Manchmal geschieht Anregung in der Auseinandersetzung mit anderen Künsten und so wird der Besuch einer Fotoausstellung zu einer Lesung eigener Texte. Und trotz Nölens «Ist nicht dein Ernst, dafür sind wir nach Stuttgart gefahren» lassen sich alle darauf ein, schreiben im gedämpften Ambiente hinter der schwarz verklebten Eingangstür oder unter den «verwehten Buchstaben» der Künstlerin Chiharu Shiota, wie eine Schülerin es ausdrückt.

Manchmal geschieht Inspiration über Text und Leben bekannter Autor:innen, etwa Herta Müller. Dass jemand, und mit Nobelpreis, Gedichte aus Schnipseln macht, finden sie interessant. Manchmal passen fremde Worte gut. Wenn die eigenen fehlen oder wenn da keine Lust ist, in sich zu kramen. Manchmal passt wählen, schneiden, hin- und herschieben statt schreiben und doch drückt der zusammengeklebte Text häufig wieder das Eigene aus.

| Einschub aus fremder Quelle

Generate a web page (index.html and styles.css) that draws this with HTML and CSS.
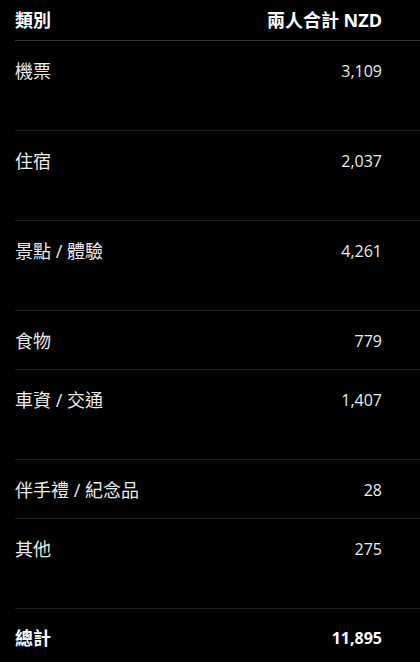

Irgendwann lieben die meisten die dicken Filzstifte und die rauen Papierbögen. Zehn Ich-bin-Sätze sind gefragt als Antwort auf eine Bildcollage. Eine Schülerin schreibt voller Begeisterung einen langen Fließtext. Ein Schüler sitzt nur da. Schreibt nicht. Verdreht die Augen. Seufzt. Stöhnt. Stört. Spricht vor sich hin. Hat Hunger. Zum Ende der Zeit haut er einen Satz raus. Genau: Haut! Fertig! Mehr hat er nicht zu sagen. «Was wollen Sie, ich hab doch geschrieben!»

«Schreiben ist Schule. Schule ist Schule. Schule ist Scheiße», bringt es ein anderer zu Papier. Puh! So ist es. Da tröstet nicht Gertrude Stein, auch nicht die Alliteration. Eigentlich müsste es freiwillig sein.

Schreiben sie irgendwann besser, schöner, mehr? Nicht unbedingt, aber ein neues Selbstbewusstsein blitzt bei dem Einen, der Anderen auf. Eines Mittwochs kommen sie aufgeregt am Morgen, zwei Mädchen, die ihre Gedichte brauchen für den Eurythmieunterricht. Nein, nicht Rilke, nicht Hesse dieses Jahr! Sie wollen die eigenen Texte einstudieren.

Schreibwerkstatt ist ein Angebot. Es lautet: schreiben und durchstreichen, zerknüllen und überarbeiten, zerreißen und zur großen Not sogar verbrennen. Alles gehabt. Schreibwerkstatt heißt, es muss nicht perfekt, es muss nicht vorzeigbar sein. «Das hätt ich nie so geschrieben, wenn das meinen Eltern lesen können», lehnt einer die Ausstellung seines Textes an der Monatsfeier ab.

Schreibwerkstatt. Kein Schmieröl, aber ein Raum, zu erleben, zu formulieren und sich darin zu zeigen. Wenn es sein muss, vor sechs im Wald: «Ich höre meinen Atem und ich spüre eine leichte Angst. Es wird nur sehr langsam hell. Und wie der Frost in meinen Körper dringt. Ein komisches Vogelgeräusch. Ich spüre die Stille. Man kann in Ruhe nachdenken und die Augen schließen für einen kurzen Moment, der kostbar erscheint.»